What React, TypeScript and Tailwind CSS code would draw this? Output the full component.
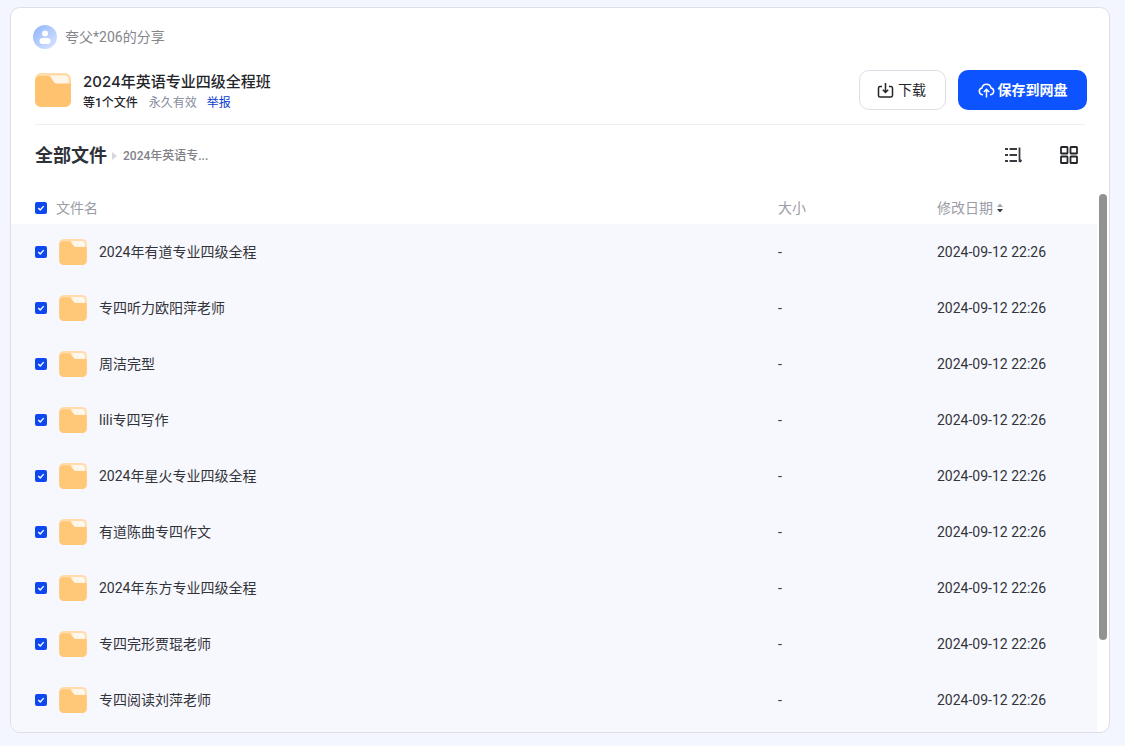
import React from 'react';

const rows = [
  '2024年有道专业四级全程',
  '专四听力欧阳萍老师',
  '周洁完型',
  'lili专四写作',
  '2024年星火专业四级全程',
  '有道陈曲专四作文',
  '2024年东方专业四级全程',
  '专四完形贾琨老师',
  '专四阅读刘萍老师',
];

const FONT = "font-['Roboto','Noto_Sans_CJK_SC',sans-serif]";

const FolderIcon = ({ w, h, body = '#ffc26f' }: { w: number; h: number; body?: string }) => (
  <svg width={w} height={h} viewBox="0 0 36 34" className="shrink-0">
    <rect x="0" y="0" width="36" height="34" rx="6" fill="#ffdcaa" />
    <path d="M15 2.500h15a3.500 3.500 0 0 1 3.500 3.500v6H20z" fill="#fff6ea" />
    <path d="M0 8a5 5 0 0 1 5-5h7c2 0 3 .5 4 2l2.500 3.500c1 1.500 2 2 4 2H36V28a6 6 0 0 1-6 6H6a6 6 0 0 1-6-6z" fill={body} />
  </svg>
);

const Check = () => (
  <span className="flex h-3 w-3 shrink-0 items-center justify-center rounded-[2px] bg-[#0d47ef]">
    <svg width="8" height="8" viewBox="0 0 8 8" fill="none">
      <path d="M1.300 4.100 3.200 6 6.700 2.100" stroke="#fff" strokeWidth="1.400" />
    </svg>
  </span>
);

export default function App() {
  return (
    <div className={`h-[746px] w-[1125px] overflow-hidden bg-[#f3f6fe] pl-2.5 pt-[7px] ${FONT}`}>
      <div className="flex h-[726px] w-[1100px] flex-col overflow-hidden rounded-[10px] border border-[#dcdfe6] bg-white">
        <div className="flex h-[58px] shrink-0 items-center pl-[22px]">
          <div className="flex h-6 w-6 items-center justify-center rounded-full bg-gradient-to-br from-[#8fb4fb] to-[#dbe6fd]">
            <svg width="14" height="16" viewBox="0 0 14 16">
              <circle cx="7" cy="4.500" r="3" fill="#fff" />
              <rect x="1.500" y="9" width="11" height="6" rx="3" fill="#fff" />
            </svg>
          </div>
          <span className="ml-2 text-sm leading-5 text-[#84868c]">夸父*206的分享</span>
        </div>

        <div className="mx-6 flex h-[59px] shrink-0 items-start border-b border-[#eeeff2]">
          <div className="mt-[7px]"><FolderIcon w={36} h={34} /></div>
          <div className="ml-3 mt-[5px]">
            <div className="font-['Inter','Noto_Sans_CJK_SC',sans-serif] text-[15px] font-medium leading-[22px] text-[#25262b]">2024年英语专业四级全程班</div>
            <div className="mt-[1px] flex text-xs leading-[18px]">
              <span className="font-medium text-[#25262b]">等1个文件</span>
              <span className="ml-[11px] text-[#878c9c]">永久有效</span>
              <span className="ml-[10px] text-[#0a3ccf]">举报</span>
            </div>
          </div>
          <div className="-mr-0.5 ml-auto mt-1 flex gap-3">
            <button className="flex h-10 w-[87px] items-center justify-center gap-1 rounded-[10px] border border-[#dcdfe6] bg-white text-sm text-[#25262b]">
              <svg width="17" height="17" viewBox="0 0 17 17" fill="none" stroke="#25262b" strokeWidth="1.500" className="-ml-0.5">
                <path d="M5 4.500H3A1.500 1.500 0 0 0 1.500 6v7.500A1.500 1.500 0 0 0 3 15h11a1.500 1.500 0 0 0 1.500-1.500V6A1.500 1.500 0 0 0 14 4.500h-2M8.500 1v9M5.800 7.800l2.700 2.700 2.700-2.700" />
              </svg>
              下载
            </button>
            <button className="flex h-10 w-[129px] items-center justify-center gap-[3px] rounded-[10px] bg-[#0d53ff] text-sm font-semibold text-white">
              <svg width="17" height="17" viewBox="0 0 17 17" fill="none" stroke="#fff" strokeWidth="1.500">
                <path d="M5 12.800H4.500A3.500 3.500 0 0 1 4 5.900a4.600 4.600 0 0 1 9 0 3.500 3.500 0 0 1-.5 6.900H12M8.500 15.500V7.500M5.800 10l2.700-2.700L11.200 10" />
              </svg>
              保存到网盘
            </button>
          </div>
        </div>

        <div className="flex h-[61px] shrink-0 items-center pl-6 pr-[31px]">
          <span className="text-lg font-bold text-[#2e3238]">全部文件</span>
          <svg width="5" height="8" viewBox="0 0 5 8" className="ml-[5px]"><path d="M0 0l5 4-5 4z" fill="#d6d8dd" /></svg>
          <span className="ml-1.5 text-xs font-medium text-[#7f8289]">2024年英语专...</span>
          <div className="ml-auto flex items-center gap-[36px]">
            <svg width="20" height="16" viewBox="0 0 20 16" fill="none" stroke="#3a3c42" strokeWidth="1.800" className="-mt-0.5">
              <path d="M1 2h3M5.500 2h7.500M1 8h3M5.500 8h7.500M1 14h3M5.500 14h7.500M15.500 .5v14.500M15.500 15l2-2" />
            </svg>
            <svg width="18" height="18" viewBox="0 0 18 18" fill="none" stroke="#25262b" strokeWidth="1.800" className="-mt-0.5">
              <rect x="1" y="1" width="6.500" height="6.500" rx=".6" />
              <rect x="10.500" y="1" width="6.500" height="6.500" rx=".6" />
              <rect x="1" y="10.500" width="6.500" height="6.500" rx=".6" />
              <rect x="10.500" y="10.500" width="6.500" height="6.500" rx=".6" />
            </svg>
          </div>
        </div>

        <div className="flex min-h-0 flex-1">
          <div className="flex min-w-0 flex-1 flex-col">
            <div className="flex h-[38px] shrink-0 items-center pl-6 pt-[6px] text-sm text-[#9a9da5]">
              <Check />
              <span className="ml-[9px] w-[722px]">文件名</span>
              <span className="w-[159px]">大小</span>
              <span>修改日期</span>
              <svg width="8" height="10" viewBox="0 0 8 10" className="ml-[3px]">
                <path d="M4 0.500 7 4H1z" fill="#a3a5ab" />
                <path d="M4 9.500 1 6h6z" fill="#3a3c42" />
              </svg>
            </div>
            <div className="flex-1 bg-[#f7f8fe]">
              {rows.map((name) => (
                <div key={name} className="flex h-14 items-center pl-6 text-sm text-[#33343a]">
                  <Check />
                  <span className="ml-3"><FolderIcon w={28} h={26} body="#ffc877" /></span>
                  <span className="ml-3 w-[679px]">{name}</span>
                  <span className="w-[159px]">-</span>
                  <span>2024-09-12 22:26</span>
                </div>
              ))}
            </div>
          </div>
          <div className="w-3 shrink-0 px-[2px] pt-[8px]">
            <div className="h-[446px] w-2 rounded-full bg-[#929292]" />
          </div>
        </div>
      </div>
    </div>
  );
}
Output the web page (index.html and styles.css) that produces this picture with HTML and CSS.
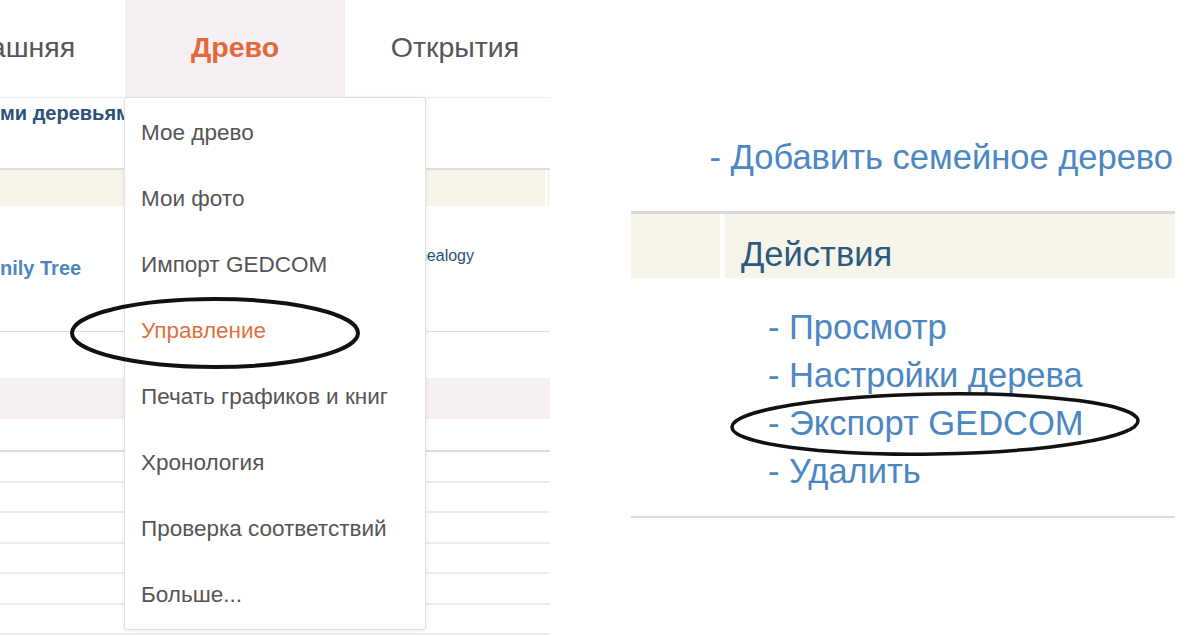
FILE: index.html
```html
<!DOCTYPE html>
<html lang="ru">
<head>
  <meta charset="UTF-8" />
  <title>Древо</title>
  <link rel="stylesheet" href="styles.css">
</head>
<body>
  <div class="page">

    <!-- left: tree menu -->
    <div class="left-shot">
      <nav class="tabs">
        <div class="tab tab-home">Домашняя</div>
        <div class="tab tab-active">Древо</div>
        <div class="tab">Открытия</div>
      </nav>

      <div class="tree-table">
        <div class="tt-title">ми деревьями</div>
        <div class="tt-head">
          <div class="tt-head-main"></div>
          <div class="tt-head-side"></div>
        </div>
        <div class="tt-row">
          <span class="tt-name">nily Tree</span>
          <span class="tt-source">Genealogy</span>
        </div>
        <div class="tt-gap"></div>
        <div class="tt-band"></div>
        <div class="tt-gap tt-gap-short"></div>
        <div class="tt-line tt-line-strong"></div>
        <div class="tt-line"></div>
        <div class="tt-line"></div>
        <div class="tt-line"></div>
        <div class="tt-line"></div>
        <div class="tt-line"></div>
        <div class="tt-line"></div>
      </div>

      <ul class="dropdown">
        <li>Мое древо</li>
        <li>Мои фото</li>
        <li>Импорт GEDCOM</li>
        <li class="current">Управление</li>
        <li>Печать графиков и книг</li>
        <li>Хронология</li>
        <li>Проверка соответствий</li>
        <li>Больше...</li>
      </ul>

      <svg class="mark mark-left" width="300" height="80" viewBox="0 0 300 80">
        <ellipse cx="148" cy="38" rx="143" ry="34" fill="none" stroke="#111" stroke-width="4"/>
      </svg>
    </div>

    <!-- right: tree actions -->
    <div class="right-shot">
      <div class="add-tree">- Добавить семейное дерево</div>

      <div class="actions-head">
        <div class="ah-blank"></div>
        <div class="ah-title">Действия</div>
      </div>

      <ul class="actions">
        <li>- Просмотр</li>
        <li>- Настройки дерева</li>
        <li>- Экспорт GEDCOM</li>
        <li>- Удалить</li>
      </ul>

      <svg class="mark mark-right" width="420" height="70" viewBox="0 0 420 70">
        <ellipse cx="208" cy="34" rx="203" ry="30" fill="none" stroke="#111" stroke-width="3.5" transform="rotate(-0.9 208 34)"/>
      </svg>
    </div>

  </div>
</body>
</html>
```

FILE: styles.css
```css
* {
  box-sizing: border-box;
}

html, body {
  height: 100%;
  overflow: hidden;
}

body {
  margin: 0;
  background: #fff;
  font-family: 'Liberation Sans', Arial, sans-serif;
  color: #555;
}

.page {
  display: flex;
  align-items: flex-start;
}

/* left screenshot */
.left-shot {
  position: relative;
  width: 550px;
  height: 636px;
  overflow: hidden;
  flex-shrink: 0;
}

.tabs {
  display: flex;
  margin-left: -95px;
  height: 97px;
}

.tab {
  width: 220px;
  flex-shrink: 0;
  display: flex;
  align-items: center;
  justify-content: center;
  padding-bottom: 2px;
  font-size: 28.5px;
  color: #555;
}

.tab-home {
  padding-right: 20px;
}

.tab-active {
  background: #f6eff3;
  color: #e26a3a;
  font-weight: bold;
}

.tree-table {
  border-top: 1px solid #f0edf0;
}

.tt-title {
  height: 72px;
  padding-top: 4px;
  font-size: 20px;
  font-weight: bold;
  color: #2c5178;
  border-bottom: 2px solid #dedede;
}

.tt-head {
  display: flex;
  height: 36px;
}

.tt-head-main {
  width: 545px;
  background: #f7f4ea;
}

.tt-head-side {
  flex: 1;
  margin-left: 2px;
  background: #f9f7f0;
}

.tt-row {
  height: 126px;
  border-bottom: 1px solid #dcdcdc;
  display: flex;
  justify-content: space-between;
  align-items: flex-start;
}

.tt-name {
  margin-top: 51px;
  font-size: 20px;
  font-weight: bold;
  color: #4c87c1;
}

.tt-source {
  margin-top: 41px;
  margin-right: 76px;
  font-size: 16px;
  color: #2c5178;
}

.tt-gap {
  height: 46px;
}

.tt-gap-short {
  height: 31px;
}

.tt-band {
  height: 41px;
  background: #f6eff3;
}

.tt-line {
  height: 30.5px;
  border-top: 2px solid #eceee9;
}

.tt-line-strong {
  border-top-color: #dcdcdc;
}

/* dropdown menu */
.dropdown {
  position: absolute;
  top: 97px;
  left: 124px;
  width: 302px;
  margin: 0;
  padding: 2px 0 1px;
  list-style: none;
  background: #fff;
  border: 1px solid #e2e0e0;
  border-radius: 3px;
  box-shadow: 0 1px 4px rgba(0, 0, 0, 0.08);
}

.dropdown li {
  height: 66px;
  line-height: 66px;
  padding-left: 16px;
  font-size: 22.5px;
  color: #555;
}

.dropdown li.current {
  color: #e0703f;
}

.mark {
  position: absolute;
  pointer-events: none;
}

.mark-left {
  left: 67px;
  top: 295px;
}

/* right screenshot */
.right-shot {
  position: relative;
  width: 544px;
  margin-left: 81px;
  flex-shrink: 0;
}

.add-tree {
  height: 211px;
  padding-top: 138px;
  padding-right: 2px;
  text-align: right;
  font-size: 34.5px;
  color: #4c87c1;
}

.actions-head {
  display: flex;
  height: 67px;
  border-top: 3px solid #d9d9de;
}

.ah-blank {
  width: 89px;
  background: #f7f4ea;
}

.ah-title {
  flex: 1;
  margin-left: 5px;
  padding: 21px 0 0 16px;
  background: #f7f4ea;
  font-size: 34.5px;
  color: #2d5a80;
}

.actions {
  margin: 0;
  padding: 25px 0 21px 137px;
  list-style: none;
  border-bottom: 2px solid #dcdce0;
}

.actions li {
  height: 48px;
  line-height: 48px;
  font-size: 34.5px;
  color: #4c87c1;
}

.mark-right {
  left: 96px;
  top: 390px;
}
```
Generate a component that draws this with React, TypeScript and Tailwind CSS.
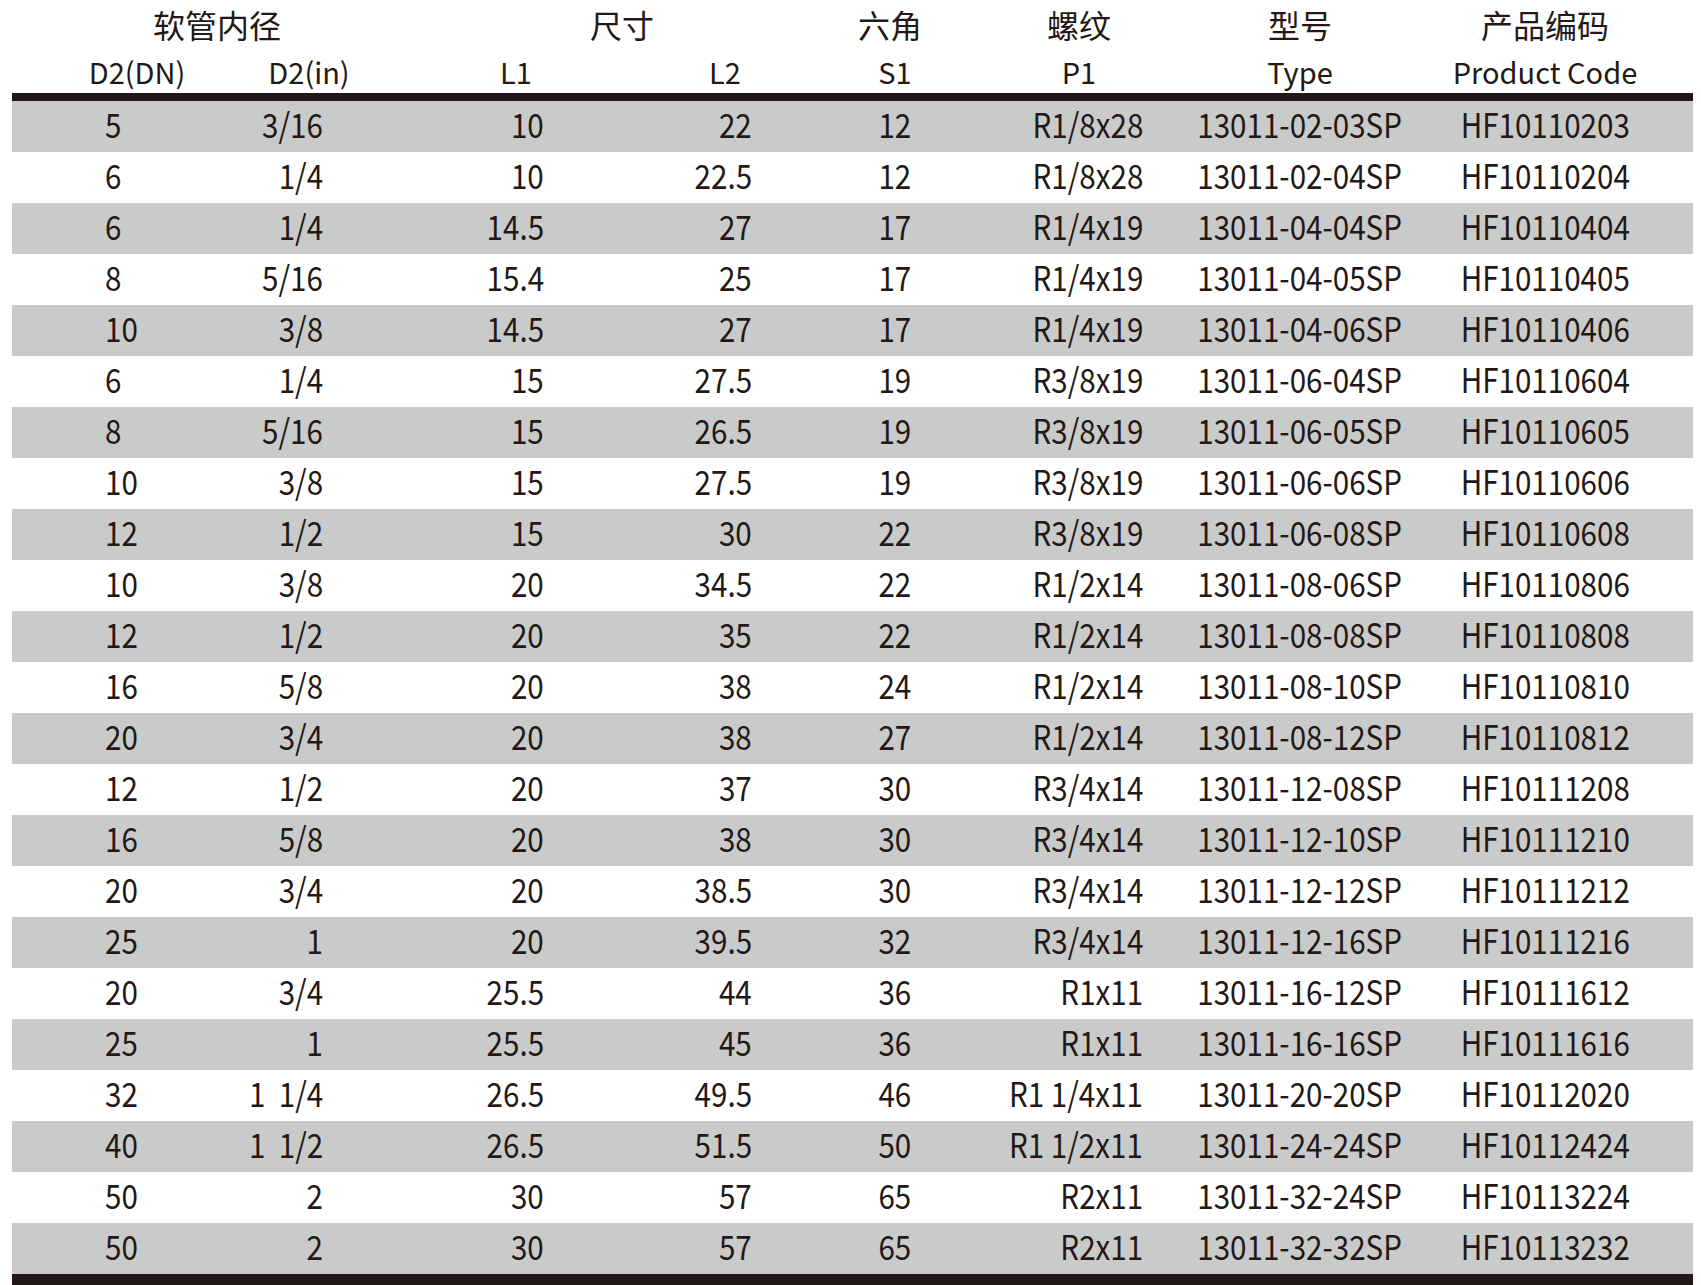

* AIM OF THE TASK *
Only lines with the word "index" are wanted, so copy each one from the records.

* SOLUTION TO THE EXERCISE *
Output the web page (index.html and styles.css) that produces this picture with HTML and CSS.
FILE: index.html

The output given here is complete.